Published 6 February 2014

The unconventional seems oddly normal in Abi Morgan’s new play about a unique relationship.

For 30 years, beginning in 1981, a real couple named He and She to protect their anonymity had a relationship, of sorts. While others made it up as they went along based on love and trust, they, driven by She, laid out exactly what was expected of each other in a contract. She would provide any sexual services He required. He would provide enough funds for her to live as she wished. Clear. Concise. Unwavering.

Here is where the contradictions begin. Such a contract is a soulless, emotionless, black and white document, yet there is far more going on between the couple in this show spanning three decades than a string-free transaction. Certainly the affection Danny Webb’s He has for Saskia Reeves’ She is clear, even behind the façade of male bravado.

Though they may have spent a third of their lives recording conversations in which they theorise about and around gender politics, assumptions, feminism, sex and masculinity, they stubbornly refuse to explore the truth about their own affection.

While they touch the surface of the contradiction between her feminist beliefs and her actions – which arguably teeter on the brink of prostitution – equality and presumed differences between man and woman, they rarely have time to sink their teeth into them.

For all that, as He and She stroll around the symbolically transparent house, filled and surrounded by spiky phallic cacti, the characters are compelling, intriguing and likeable.

Reeves’ She stumbles and snatches at her thoughts, always feeling as though she is trying to build her argument, to fully understand the experiment she conceived and its rules.
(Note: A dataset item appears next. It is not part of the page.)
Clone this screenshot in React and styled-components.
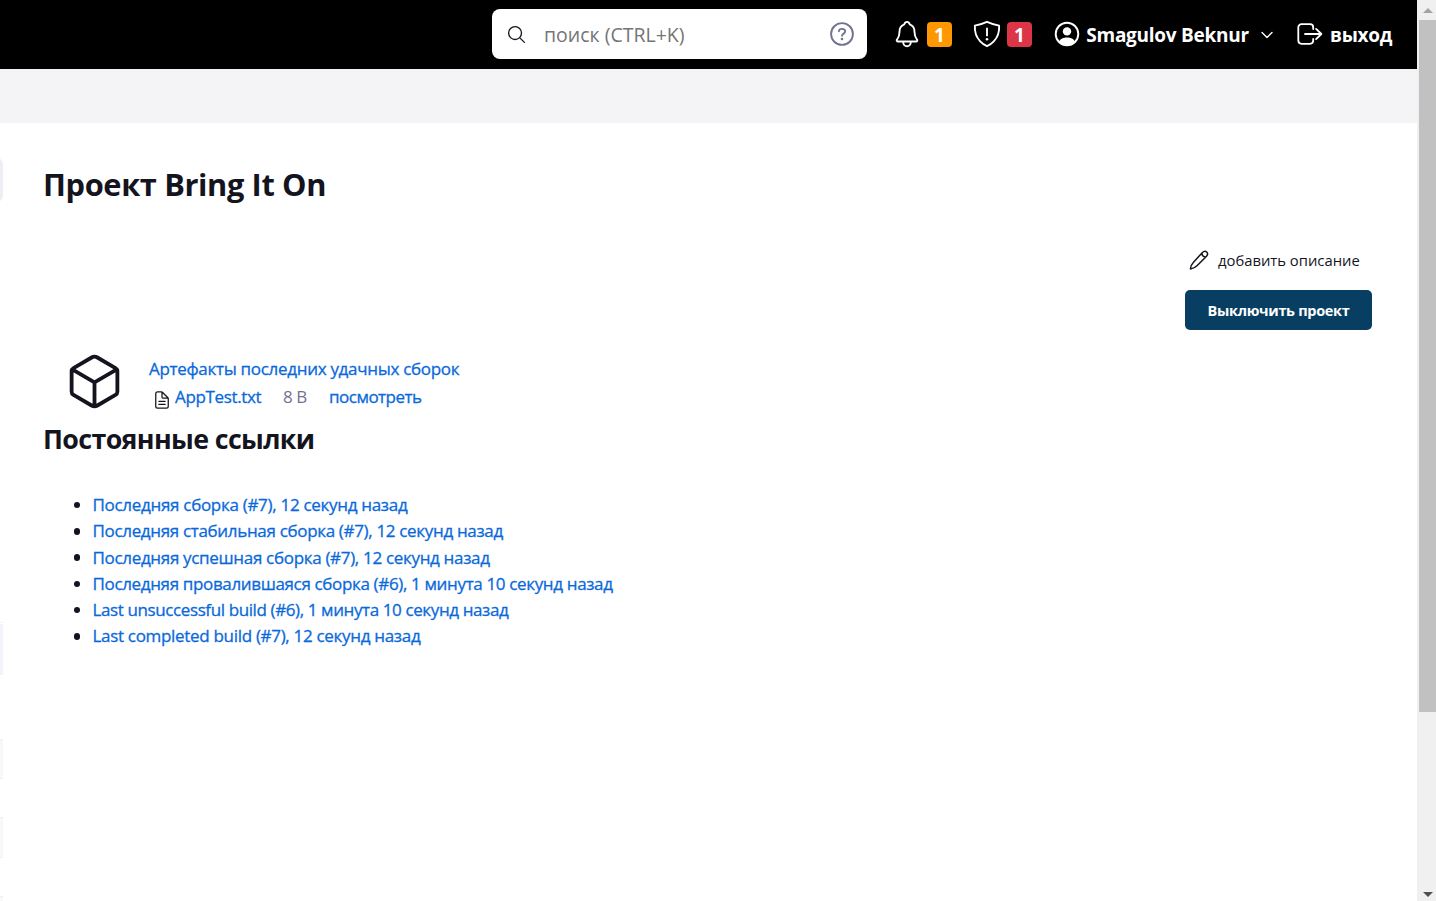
import React from "react";
import styled, { createGlobalStyle } from "styled-components";

const GlobalStyle = createGlobalStyle`
  *, *::before, *::after { box-sizing: border-box; }
  body {
    margin: 0;
    overflow: hidden;
    background: #fff;
    color: #14141f;
    font-family: "Open Sans", "Noto Sans", sans-serif;
  }
`;

const Shell = styled.div`
  display: grid;
  grid-template-columns: minmax(0, 1fr) 19px;
  height: 901px;
`;

const Page = styled.div`
  display: flex;
  flex-direction: column;
  min-width: 0;
`;

const Icon = styled.svg`
  display: block;
  flex: none;
  width: ${(p) => p.$size}px;
  height: ${(p) => p.$size}px;
  fill: none;
  stroke: currentColor;
  stroke-width: ${(p) => p.$stroke || 32};
  stroke-linecap: round;
  stroke-linejoin: round;
`;

const Header = styled.header`
  display: flex;
  justify-content: flex-end;
  align-items: center;
  height: 69px;
  padding: 0 24px 1px 0;
  background: #000;
  color: #fff;
`;

const SearchBox = styled.label`
  display: flex;
  align-items: center;
  width: 375px;
  height: 50px;
  padding: 0 12.5px 0 14px;
  margin-right: 25px;
  border-radius: 8px;
  background: #fff;
  color: #14141f;
`;

const SearchHint = styled.span`
  flex: 1;
  margin-left: 17px;
  padding-top: 2px;
  color: #757575;
  font-size: 19.5px;
  line-height: 30px;
  white-space: nowrap;
`;

const HelpMark = styled.span`
  color: #737391;
`;

const HeaderItem = styled.a`
  display: flex;
  align-items: center;
  flex: none;
  width: ${(p) => p.$width}px;
  height: 50px;
  padding-left: ${(p) => p.$inset || 0}px;
  color: inherit;
`;

const Badge = styled.span`
  width: 25px;
  height: 25px;
  margin: 1px 0 0 5px;
  border-radius: 4px;
  background: ${(p) => p.$color};
  font-size: 19px;
  font-weight: 700;
  line-height: 26px;
  text-align: center;
`;

const HeaderLabel = styled.span`
  margin-left: ${(p) => p.$gap}px;
  padding-top: 2px;
  font-size: 19px;
  font-weight: 700;
  line-height: 28px;
  letter-spacing: ${(p) => p.$track || 0}px;
  white-space: nowrap;
`;

const Chevron = styled.span`
  margin-left: auto;
  margin-right: 0.5px;
  padding-top: 1px;
`;

const Breadcrumbs = styled.nav`
  height: 54px;
  background: #f4f4f7;
`;

const Body = styled.div`
  display: flex;
  flex: 1;
  min-height: 0;
`;

const SidePanel = styled.aside`
  display: flex;
  flex-direction: column;
  width: 3px;
  height: 778px;
  overflow: hidden;
`;

const SideBlock = styled.div`
  flex: none;
  align-self: flex-end;
  width: 24px;
  height: ${(p) => p.$height}px;
  margin-top: ${(p) => p.$gap}px;
  border-radius: ${(p) => p.$radius || 0}px;
  border-top: ${(p) => (p.$edge ? "1px solid #f0f0f2" : "0")};
  border-bottom: ${(p) => (p.$edge ? "1px solid #f0f0f2" : "0")};
  background: ${(p) => p.$color};
`;

const Main = styled.main`
  flex: 1;
  display: flex;
  flex-direction: column;
  padding: 37px 45px 0 40px;
`;

const Title = styled.h1`
  margin: 0;
  font-size: 30.8px;
  font-weight: 700;
  line-height: 48px;
  letter-spacing: -0.38px;
  white-space: nowrap;
`;

const Actions = styled.div`
  display: flex;
  flex-direction: column;
  align-items: flex-end;
  gap: 10px;
  margin-top: 32px;
`;

const DescriptionLink = styled.a`
  display: flex;
  align-items: center;
  gap: 9px;
  width: 183px;
  height: 40px;
`;

const DescriptionText = styled.span`
  font-size: 14.8px;
  line-height: 22px;
  white-space: nowrap;
`;

const PrimaryButton = styled.button`
  width: 187px;
  height: 40px;
  padding: 1px 0 0;
  border: 0;
  border-radius: 5px;
  background: #073e61;
  color: #fff;
  font: 700 14.5px "Open Sans", "Noto Sans", sans-serif;
  letter-spacing: -0.32px;
  white-space: nowrap;
`;

const Artifacts = styled.section`
  display: flex;
  gap: 24.5px;
  margin-top: 20.5px;
  padding-left: 20.5px;
`;

const ArtifactInfo = styled.div`
  padding-top: 5.5px;
`;

const Link = styled.a`
  color: #0969da;
  font-size: 17px;
  line-height: 26.25px;
  letter-spacing: ${(p) => p.$track || 0}px;
  white-space: nowrap;
  -webkit-text-stroke: 0.3px currentColor;
`;

const FileRow = styled.div`
  display: grid;
  grid-template-columns: 23px 108px 46px auto;
  align-items: center;
  height: 28px;
  padding-left: 3px;
  margin-top: 1px;
`;

const FileIcon = styled.span`
  padding-top: 5px;
`;

const FileSize = styled.span`
  padding-bottom: 1px;
  color: #737391;
  font-size: 17px;
  letter-spacing: -0.4px;
`;

const Subtitle = styled.h2`
  margin: 6.5px 0 0;
  font-size: 26.8px;
  font-weight: 700;
  line-height: 42px;
  letter-spacing: -0.63px;
  white-space: nowrap;
`;

const LinkList = styled.ul`
  display: flex;
  flex-direction: column;
  margin: 32px 0 0;
  padding: 0 0 0 30.5px;
  list-style: none;
`;

const LinkItem = styled.li`
  display: flex;
  align-items: center;
  height: 26.25px;

  &::before {
    content: "";
    width: 6.5px;
    height: 6.5px;
    margin-right: 12.5px;
    border-radius: 50%;
    background: #14141f;
  }
`;

const ScrollTrack = styled.div`
  display: flex;
  flex-direction: column;
  padding-left: 2px;
  background: #f0f0f0;
`;

const ScrollArrow = styled.div`
  display: flex;
  align-items: center;
  justify-content: center;
  height: ${(p) => p.$height}px;
  margin-top: ${(p) => (p.$end ? "auto" : 0)};

  &::before {
    content: "";
    border: 5px solid transparent;
    border-width: ${(p) => (p.$end ? "5px 5px 0" : "0 5px 5px")};
    border-top-color: ${(p) => (p.$end ? "#505050" : "transparent")};
    border-bottom-color: ${(p) => (p.$end ? "transparent" : "#a3a3a3")};
  }
`;

const ScrollThumb = styled.div`
  height: 692px;
  background: #c1c1c1;
`;

const BellIcon = () => (
  <Icon $size={30} viewBox="0 0 512 512">
    <path d="M427.68 351.43C402 320 383.87 304 383.87 217.35 383.87 138 343.35 109.73 310 96c-4.43-1.82-8.6-6-9.95-10.55C294.2 65.54 277.8 48 256 48s-38.21 17.55-44 37.47c-1.35 4.6-5.52 8.71-9.95 10.53-33.39 13.75-73.87 41.92-73.87 121.35C128.13 304 110 320 84.32 351.43 73.68 364.45 83 384 101.61 384h308.88c18.51 0 27.77-19.61 17.19-32.57zM320 384v16a64 64 0 01-128 0v-16" />
  </Icon>
);

const ShieldIcon = () => (
  <Icon $size={30} viewBox="0 0 512 512">
    <path d="M463.1 112.37C373.68 96.33 336.71 84.45 256 48c-80.71 36.45-117.68 48.33-207.1 64.37C32.7 369.13 240.58 457.79 256 464c15.42-6.21 223.3-94.87 207.1-351.63z" />
    <path d="M256 160v120" />
    <circle cx="256" cy="346" r="22" fill="currentColor" stroke="none" />
  </Icon>
);

const PersonIcon = () => (
  <Icon $size={26} viewBox="0 0 26 26" $stroke={1.9}>
    <circle cx="13" cy="13" r="11.3" />
    <circle cx="13" cy="10.4" r="4.2" fill="currentColor" stroke="none" />
    <path d="M5 20.6C6.2 17.5 9.6 16.4 13 16.4s6.8 1.1 8 4.2A11 11 0 0 1 13 24a11 11 0 0 1-8-3.4z" fill="currentColor" stroke="none" />
  </Icon>
);

const ExitIcon = () => (
  <Icon $size={26} viewBox="0 0 26 26" $stroke={1.8}>
    <path d="M16.2 8V6.4a3.2 3.2 0 0 0-3.2-3.2H4.5a3.2 3.2 0 0 0-3.2 3.2v13.2a3.2 3.2 0 0 0 3.2 3.2H13a3.2 3.2 0 0 0 3.2-3.2V18" />
    <path d="M8 13h16.4M19.1 7.9l5.3 5.1-5.3 5.1" />
  </Icon>
);

const PencilIcon = () => (
  <Icon $size={20} viewBox="0 0 20 20" $stroke={1.5}>
    <path d="M13.2 2.7C14.7 1.2 16.3.7 17.7 2c1.3 1.3 1 3-.4 4.5L8 15.8c-1.6 1.6-3.5 2.7-6.6 3.2.4-3.1 1.5-5.1 3.1-6.7zM12.8 3.1C13 5.4 14.5 7 16.9 7" />
  </Icon>
);

const builds = [
  ["Последняя сборка (#7), 12 секунд назад", -0.3],
  ["Последняя стабильная сборка (#7), 12 секунд назад", -0.33],
  ["Последняя успешная сборка (#7), 12 секунд назад", -0.32],
  ["Последняя провалившаяся сборка (#6), 1 минута 10 секунд назад", -0.35],
  ["Last unsuccessful build (#6), 1 минута 10 секунд назад", -0.39],
  ["Last completed build (#7), 12 секунд назад", -0.31],
];

export default function App() {
  return (
    <Shell>
      <GlobalStyle />
      <Page>
        <Header>
          <SearchBox>
            <Icon $size={21} viewBox="0 0 512 512">
              <path d="M221.09 64a157.09 157.09 0 10157.09 157.09A157.1 157.1 0 00221.09 64zM338.29 338.29L448 448" />
            </Icon>
            <SearchHint>поиск (CTRL+K)</SearchHint>
            <HelpMark>
              <Icon $size={26} viewBox="0 0 26 26" $stroke={1.9}>
                <circle cx="13" cy="13" r="10.9" />
                <path d="M9.9 10.2C10.1 8.6 11.4 7.9 13 7.9c1.8 0 3.2 1 3.2 2.6 0 2.1-3.2 2.2-3.2 4.3" />
                <circle cx="13" cy="18" r="1.3" fill="currentColor" stroke="none" />
              </Icon>
            </HelpMark>
          </SearchBox>
          <HeaderItem $width={80}>
            <BellIcon />
            <Badge $color="#ff9800">1</Badge>
          </HeaderItem>
          <HeaderItem $width={82}>
            <ShieldIcon />
            <Badge $color="#dc3545">1</Badge>
          </HeaderItem>
          <HeaderItem $width={219}>
            <PersonIcon />
            <HeaderLabel $gap={6.3} $track={-0.27}>Smagulov Beknur</HeaderLabel>
            <Chevron>
              <Icon $size={12} viewBox="0 0 12 12" $stroke={1.4}>
                <path d="M1 3.5l5 5 5-5" />
              </Icon>
            </Chevron>
          </HeaderItem>
          <HeaderItem $width={120} $inset={24}>
            <ExitIcon />
            <HeaderLabel $gap={7} $track={-0.25}>выход</HeaderLabel>
          </HeaderItem>
        </Header>
        <Breadcrumbs />
        <Body>
          <SidePanel>
            <SideBlock $gap={34} $height={46} $radius={8} $color="#eeeef5" />
            <SideBlock $gap={419} $height={1} $color="#f3f3fa" />
            <SideBlock $gap={1} $height={51} $color="#f3f3fa" />
            <SideBlock $gap={64} $height={40} $color="#f8f8f8" $edge />
            <SideBlock $gap={38} $height={41} $color="#f8f8f8" $edge />
            <SideBlock $gap={38} $height={10} $color="#f8f8f8" $edge />
          </SidePanel>
          <Main>
            <Title>Проект Bring It On</Title>
            <Actions>
              <DescriptionLink>
                <PencilIcon />
                <DescriptionText>добавить описание</DescriptionText>
              </DescriptionLink>
              <PrimaryButton>Выключить проект</PrimaryButton>
            </Actions>
            <Artifacts>
              <Icon $size={61} viewBox="0 0 512 512">
                <path d="M448 341.37V170.61A32 32 0 00432.11 143l-152-88.46a47.94 47.94 0 00-48.24 0L79.89 143A32 32 0 0064 170.61v170.76A32 32 0 0079.89 369l152 88.46a48 48 0 0048.24 0l152-88.46A32 32 0 00448 341.37zM69 153.99l187 110 187-110M256 463.99v-200" />
              </Icon>
              <ArtifactInfo>
                <Link $track={-0.3}>Артефакты последних удачных сборок</Link>
                <FileRow>
                  <FileIcon>
                    <Icon $size={20} viewBox="0 0 512 512">
                      <path d="M416 221.25V416a48 48 0 01-48 48H144a48 48 0 01-48-48V96a48 48 0 0148-48h98.75a32 32 0 0122.62 9.37l141.26 141.26a32 32 0 019.37 22.62zM256 56v120a32 32 0 0032 32h120M176 288h160M176 368h160" />
                    </Icon>
                  </FileIcon>
                  <Link $track={-0.35}>AppTest.txt</Link>
                  <FileSize>8 B</FileSize>
                  <Link $track={-0.5}>посмотреть</Link>
                </FileRow>
              </ArtifactInfo>
            </Artifacts>
            <Subtitle>Постоянные ссылки</Subtitle>
            <LinkList>
              {builds.map(([text, track]) => (
                <LinkItem key={text}>
                  <Link $track={track}>{text}</Link>
                </LinkItem>
              ))}
            </LinkList>
          </Main>
        </Body>
      </Page>
      <ScrollTrack>
        <ScrollArrow $height={20} />
        <ScrollThumb />
        <ScrollArrow $height={14} $end />
      </ScrollTrack>
    </Shell>
  );
}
Webb’s He is full of blustering arrogance, the unwavering belief that he is right, facetiousness and front. Yet you feel behind all that is a man who genuinely wants to love and care for the partner keeping him at arm’s length.

Stepping into the Royal Court to see this much anticipated new play by the writer of The Hour and The Iron Lady, I was intrigued by an alternative lifestyle. Leaving I had been charmed by a subtle love story.